Although Smith-Mundt was aimed at State Department information activities, Thornberry and others say the Pentagon has embraced some of the law’s precepts. The House Armed Services Committee, in fact, wrote last year that the Pentagon had misinterpreted the statute and taken an “overly cautious approach” to communications for foreign audiences.

It’s not clear to what degree the Defense Department is using the law as a guidepost [today]. “I hear from some people inside the department that Smith-Mundt doesn’t come up anymore; I hear from others that it comes up all the time,” says Matt Armstrong, a principal with Armstrong Strategic Insights Group, and an authority on the subject.

Thornberry said Congress would use its oversight to ensure that the [amended] law wasn’t abused for domestic propaganda purposes.

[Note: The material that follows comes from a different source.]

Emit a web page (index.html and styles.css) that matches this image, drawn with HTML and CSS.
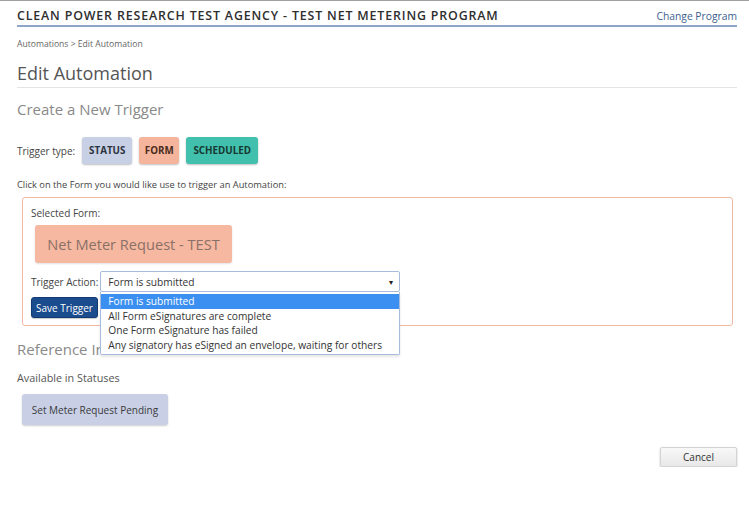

The bill’s co-sponsors includes Democrats:

  1. Smith (WA)
  2. Tanner (TN)
  3. Loretta Sanchez (CA)
  4. Langevin (RI)
  5. Giffords (AZ)
  6. Boren (OK)
  7. McIntyre (NC)
  8. Murphy (NY)

and Republicans:

  1. Rohrabacher (CA)
  2. Rehberg (MT)
  3. Miller (FL)
  4. Poe (TX)
  5. Rogers (AL)
  6. Conaway (TX)
  7. Inglis (SC)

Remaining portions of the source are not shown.